**Given request:**
Pull each line holding the word "this" from the data.
**** Source records ****
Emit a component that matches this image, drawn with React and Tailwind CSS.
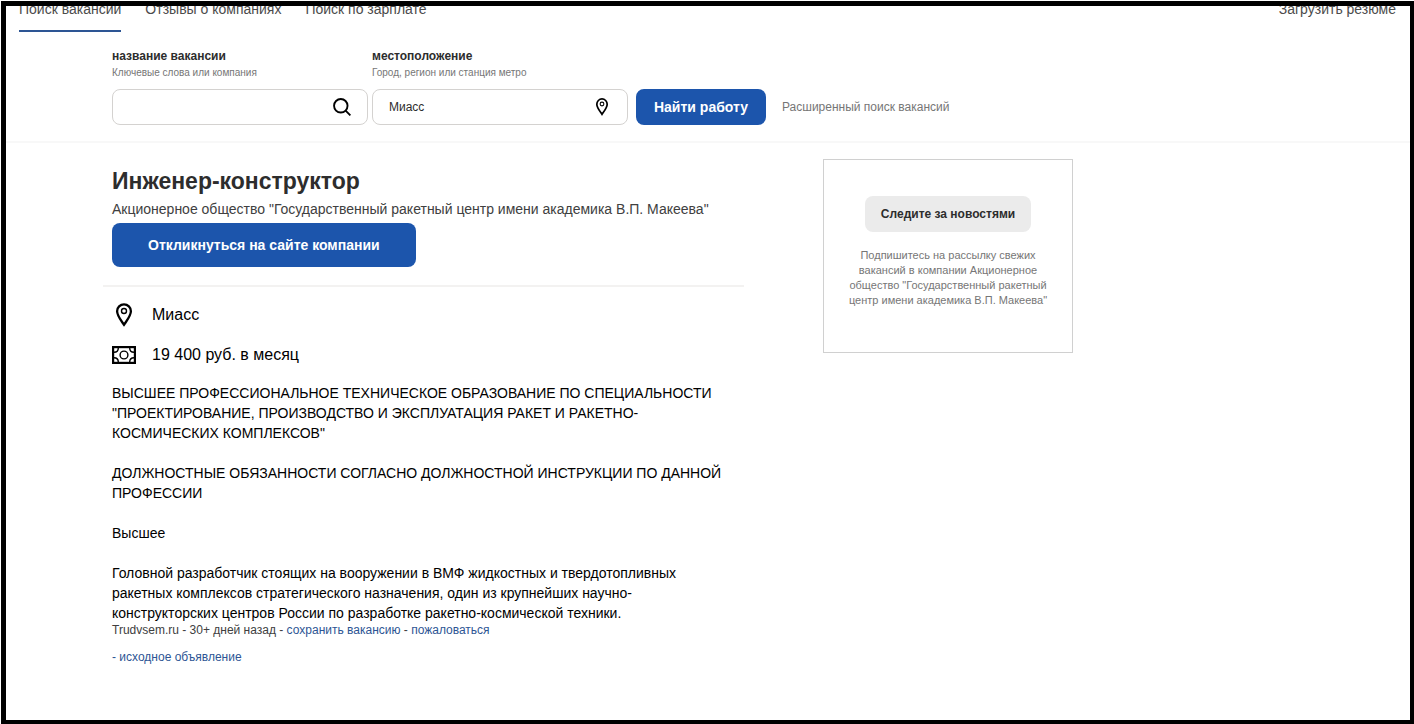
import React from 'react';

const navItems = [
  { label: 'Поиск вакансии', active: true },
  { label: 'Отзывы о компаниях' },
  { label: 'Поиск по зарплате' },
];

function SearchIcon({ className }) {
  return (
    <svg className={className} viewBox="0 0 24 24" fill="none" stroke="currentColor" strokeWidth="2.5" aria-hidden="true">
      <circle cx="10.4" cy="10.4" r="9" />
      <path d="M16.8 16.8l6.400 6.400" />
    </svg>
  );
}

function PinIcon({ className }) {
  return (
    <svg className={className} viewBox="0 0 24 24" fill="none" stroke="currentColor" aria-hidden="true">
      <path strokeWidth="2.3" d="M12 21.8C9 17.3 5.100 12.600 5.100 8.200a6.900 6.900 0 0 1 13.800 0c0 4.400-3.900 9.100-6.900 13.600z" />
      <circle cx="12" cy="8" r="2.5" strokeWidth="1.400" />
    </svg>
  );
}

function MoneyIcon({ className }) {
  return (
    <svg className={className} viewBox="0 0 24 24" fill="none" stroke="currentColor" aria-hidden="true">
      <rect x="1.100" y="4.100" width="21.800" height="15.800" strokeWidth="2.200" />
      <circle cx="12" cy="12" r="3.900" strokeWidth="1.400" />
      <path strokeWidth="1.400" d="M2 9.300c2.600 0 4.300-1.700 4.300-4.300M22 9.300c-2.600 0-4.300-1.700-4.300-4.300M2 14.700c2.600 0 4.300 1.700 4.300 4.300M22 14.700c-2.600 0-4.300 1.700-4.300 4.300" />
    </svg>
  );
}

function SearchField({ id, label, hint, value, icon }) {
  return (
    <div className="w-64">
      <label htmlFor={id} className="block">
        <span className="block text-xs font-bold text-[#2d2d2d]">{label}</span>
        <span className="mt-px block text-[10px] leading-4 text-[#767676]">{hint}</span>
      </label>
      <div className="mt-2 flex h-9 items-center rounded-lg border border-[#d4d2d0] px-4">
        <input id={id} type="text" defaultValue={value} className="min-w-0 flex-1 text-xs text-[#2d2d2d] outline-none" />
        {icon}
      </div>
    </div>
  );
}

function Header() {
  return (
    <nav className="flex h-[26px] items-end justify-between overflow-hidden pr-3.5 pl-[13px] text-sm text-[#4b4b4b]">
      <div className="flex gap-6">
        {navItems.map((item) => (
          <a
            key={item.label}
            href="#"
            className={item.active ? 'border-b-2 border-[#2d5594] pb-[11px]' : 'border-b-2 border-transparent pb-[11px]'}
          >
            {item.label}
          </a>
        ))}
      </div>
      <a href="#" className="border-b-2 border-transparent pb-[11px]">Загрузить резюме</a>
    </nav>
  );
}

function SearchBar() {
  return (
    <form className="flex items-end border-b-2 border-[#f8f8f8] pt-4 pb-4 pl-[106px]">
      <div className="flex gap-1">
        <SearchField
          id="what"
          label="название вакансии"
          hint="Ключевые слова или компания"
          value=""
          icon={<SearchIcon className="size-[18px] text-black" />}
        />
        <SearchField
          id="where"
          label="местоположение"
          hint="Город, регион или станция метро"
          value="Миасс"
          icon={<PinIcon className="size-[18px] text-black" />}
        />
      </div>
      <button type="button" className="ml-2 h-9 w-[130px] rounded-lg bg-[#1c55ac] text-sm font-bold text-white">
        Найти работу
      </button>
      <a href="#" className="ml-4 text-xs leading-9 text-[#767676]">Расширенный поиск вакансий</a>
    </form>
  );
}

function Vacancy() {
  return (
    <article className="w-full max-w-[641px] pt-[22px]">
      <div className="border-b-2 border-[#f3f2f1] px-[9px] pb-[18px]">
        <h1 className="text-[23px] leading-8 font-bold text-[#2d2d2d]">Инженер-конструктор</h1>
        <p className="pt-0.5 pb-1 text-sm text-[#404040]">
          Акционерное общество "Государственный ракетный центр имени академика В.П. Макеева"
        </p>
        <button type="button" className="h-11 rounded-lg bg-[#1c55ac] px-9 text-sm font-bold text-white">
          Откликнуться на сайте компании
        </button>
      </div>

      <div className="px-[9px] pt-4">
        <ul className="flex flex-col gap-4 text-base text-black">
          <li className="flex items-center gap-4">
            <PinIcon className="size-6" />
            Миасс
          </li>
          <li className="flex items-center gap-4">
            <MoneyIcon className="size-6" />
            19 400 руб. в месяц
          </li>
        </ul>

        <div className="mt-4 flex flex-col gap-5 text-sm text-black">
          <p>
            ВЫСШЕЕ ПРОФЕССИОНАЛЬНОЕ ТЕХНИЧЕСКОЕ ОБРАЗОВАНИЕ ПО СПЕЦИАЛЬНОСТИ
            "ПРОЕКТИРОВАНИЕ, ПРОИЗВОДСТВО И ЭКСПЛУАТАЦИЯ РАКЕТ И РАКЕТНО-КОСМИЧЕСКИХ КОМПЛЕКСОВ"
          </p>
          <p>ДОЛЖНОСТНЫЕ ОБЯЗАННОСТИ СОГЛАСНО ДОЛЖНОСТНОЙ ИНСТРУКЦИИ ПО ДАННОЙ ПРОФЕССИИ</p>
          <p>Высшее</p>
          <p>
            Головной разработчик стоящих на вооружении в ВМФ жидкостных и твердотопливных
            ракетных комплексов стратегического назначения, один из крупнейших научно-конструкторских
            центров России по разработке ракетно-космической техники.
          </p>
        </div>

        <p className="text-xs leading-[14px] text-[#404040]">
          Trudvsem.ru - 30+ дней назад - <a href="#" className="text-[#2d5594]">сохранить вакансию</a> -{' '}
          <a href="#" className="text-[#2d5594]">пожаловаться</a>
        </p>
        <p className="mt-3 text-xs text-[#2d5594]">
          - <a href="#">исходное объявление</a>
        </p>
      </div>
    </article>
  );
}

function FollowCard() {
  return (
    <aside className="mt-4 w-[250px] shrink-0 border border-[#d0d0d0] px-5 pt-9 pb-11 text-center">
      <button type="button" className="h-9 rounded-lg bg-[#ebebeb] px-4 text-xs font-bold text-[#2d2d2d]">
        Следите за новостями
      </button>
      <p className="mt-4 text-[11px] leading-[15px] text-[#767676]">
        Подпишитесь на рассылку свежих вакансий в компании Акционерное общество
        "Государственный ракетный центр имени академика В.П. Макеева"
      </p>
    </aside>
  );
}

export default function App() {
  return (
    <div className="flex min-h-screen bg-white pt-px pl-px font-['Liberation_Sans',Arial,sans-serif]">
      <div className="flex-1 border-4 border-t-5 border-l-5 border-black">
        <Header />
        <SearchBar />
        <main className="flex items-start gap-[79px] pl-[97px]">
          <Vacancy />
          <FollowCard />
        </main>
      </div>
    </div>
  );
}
****
**** Source records ****
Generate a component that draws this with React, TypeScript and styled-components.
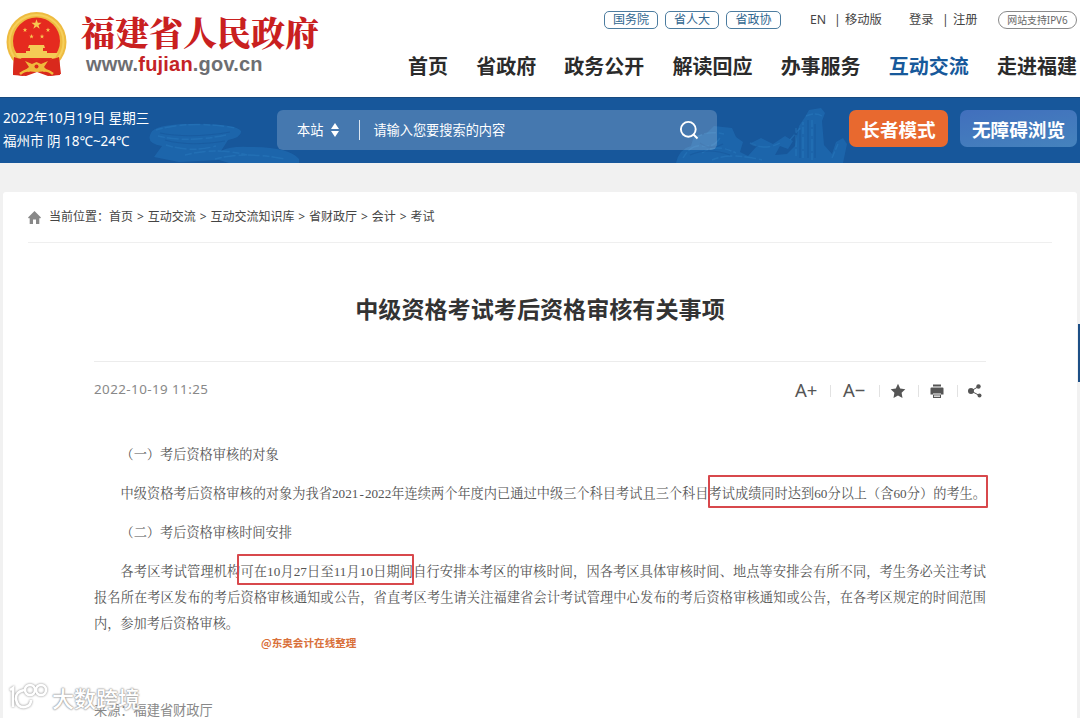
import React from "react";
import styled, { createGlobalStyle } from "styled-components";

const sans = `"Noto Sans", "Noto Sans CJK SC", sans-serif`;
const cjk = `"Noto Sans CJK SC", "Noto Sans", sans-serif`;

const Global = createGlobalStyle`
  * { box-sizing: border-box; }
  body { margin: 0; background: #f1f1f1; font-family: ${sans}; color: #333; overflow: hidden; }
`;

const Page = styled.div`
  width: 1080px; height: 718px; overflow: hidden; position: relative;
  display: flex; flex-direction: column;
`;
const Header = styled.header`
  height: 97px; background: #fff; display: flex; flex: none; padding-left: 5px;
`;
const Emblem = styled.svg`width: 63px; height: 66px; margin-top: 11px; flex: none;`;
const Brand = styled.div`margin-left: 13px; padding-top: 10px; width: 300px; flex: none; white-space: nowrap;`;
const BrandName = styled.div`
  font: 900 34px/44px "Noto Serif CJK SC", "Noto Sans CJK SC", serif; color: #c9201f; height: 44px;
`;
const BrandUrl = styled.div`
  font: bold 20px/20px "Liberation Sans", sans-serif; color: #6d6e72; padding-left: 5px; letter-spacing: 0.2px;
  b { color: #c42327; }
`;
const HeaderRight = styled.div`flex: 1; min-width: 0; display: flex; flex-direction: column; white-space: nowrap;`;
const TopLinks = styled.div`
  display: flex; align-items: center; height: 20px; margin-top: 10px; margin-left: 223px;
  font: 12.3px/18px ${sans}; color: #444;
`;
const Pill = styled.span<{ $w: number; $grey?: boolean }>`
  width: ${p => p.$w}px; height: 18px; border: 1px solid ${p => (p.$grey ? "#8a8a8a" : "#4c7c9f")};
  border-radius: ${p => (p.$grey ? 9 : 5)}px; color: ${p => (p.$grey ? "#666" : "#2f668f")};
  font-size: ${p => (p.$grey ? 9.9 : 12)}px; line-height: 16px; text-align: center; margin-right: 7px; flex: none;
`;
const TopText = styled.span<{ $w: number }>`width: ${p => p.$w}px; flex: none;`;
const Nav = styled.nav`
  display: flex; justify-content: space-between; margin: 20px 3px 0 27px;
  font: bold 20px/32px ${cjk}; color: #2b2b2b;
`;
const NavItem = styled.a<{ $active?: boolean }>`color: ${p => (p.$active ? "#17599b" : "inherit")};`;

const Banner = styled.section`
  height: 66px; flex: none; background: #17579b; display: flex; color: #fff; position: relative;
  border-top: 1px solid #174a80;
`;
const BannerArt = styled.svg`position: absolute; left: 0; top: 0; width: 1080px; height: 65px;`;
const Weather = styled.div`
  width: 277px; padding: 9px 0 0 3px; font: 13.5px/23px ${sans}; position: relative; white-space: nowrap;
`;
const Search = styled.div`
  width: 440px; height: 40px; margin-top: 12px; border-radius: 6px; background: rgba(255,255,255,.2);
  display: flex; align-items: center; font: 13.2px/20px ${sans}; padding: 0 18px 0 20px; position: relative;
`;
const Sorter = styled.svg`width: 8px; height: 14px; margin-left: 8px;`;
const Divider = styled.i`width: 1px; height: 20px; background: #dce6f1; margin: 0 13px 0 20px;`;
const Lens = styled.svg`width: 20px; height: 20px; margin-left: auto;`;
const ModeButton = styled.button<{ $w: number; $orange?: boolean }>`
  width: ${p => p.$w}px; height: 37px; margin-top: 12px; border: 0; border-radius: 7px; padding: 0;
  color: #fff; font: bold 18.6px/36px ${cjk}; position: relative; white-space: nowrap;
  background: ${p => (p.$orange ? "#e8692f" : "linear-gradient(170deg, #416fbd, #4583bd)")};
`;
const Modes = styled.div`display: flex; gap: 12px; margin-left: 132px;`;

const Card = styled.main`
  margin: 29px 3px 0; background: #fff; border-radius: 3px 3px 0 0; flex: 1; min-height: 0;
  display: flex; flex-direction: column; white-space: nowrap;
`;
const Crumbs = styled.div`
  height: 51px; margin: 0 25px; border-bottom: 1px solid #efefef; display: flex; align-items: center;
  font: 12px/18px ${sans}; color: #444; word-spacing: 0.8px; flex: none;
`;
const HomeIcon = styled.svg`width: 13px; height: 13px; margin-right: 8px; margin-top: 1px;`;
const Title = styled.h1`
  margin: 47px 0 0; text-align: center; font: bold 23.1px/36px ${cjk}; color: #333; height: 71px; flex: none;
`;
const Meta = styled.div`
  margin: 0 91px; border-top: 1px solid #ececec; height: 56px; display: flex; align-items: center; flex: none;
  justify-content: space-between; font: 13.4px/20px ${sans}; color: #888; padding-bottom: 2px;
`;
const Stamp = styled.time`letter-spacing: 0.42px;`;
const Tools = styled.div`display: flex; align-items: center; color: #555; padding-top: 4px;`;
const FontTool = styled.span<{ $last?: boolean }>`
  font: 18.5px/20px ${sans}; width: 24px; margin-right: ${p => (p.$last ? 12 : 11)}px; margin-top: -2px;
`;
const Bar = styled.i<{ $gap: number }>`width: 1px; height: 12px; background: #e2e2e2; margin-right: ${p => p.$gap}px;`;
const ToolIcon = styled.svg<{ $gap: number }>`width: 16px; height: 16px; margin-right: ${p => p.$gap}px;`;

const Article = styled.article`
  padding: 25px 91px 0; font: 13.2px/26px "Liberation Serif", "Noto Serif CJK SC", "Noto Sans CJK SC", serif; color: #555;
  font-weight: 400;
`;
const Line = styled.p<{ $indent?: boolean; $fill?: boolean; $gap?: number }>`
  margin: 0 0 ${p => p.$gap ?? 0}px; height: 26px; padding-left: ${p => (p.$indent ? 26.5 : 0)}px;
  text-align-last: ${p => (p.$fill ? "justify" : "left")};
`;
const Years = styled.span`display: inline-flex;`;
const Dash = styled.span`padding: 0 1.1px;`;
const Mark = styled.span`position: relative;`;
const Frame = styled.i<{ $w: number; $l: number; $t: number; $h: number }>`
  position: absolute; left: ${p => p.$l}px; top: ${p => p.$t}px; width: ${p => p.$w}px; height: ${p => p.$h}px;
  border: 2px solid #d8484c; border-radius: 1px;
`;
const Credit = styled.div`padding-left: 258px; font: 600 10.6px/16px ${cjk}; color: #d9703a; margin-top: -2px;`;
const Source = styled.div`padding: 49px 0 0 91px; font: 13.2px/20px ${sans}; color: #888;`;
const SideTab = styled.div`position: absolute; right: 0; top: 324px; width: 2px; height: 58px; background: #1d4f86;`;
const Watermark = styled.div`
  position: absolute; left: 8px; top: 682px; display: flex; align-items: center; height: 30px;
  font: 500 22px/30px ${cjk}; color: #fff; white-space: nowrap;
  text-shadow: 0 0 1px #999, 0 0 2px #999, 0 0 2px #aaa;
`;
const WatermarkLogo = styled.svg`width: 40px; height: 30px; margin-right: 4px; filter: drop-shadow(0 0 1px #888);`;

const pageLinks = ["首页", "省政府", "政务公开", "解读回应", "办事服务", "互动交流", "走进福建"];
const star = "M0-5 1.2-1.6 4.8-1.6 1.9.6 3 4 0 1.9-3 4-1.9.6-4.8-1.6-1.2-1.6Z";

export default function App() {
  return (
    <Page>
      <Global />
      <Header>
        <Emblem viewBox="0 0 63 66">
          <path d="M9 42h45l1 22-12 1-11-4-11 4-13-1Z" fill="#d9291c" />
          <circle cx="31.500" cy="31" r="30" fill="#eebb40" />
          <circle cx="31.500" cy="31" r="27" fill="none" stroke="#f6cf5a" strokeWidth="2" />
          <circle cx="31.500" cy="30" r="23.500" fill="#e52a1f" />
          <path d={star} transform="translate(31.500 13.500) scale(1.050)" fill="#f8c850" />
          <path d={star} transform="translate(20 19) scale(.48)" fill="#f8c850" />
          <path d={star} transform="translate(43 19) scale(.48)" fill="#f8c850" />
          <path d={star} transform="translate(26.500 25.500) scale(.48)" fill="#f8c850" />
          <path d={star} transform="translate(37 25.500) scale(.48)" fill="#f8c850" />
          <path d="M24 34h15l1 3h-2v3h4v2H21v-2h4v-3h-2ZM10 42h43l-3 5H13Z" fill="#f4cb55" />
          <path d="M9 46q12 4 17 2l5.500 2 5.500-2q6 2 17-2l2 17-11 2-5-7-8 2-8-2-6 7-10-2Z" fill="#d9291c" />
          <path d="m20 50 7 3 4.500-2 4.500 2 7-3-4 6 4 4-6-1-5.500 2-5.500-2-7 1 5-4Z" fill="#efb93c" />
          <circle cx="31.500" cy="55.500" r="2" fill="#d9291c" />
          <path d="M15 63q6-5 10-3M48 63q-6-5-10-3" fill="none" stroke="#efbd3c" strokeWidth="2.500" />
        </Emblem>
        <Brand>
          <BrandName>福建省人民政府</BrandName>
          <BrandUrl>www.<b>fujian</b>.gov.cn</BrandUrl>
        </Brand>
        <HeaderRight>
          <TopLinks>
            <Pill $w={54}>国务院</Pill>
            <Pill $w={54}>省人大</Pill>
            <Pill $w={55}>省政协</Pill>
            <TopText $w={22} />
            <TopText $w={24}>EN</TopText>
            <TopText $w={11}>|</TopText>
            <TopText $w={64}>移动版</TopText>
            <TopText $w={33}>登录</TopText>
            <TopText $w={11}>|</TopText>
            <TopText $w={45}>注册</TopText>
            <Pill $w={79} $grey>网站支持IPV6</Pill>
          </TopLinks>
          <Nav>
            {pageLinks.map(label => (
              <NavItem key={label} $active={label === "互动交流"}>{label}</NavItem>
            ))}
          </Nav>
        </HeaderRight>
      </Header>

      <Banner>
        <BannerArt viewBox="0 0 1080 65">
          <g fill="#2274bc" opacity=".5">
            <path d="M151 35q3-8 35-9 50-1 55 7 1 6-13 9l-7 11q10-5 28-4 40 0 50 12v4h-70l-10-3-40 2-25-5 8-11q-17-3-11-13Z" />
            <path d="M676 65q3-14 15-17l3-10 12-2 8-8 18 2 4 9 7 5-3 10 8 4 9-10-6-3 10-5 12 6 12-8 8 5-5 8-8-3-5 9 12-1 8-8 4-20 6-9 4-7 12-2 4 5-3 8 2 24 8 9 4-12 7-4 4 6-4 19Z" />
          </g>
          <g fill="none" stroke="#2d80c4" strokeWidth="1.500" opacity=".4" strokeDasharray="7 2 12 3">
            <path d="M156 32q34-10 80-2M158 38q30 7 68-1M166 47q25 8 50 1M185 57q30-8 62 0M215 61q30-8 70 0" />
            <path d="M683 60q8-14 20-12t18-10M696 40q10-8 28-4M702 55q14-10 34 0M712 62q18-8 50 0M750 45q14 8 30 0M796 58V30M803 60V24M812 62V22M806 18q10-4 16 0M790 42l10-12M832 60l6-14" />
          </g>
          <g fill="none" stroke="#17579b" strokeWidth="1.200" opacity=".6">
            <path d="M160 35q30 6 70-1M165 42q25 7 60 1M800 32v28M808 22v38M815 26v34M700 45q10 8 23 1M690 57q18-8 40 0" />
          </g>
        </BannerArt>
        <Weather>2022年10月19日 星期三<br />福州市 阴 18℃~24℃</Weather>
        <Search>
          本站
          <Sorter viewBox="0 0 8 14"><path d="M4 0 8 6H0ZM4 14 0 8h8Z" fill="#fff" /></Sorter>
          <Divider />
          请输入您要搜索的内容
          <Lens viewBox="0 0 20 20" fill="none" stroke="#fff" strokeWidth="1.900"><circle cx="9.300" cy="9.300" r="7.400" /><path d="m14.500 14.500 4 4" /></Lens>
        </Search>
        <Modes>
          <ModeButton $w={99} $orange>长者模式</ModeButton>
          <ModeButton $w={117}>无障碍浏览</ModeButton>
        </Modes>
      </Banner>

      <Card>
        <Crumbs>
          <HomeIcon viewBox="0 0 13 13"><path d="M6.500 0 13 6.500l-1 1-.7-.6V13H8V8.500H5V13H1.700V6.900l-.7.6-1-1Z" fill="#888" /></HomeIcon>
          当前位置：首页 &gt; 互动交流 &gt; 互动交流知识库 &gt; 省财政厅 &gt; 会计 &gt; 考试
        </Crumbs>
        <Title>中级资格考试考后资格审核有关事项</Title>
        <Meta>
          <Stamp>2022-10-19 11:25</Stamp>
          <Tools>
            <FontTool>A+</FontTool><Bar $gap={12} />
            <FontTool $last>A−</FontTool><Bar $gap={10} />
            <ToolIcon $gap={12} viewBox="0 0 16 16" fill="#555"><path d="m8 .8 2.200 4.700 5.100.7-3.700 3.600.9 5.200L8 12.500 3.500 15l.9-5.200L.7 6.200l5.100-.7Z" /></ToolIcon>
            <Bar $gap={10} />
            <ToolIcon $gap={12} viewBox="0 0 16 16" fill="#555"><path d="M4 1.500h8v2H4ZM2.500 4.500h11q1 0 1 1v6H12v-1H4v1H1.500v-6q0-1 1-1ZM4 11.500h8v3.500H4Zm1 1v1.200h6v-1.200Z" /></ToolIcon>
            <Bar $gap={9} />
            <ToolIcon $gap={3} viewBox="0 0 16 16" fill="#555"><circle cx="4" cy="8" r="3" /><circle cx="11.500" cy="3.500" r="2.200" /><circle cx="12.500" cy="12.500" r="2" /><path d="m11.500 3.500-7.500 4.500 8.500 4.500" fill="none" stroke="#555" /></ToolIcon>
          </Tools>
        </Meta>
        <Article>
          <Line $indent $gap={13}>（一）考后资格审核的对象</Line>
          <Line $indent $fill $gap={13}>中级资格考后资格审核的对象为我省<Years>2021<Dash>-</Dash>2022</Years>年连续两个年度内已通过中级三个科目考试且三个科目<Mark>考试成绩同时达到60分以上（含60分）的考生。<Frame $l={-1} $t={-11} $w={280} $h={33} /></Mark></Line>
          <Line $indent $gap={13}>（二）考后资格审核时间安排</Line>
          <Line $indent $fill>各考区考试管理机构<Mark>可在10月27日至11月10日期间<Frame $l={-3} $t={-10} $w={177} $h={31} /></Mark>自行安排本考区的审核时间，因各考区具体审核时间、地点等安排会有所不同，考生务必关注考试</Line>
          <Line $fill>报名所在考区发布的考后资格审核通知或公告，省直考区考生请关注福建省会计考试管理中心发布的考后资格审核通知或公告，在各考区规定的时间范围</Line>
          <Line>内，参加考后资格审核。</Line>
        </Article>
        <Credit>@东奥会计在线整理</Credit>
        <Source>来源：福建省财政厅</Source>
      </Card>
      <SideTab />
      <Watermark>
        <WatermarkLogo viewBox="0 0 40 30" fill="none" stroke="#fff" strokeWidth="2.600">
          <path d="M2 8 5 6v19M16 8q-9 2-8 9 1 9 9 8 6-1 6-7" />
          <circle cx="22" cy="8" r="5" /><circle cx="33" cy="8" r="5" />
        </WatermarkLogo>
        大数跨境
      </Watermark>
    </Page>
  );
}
****
**Right answer:**
Emit a component that matches this image, drawn with React and Tailwind CSS.
Generate a component that draws this with React, TypeScript and styled-components.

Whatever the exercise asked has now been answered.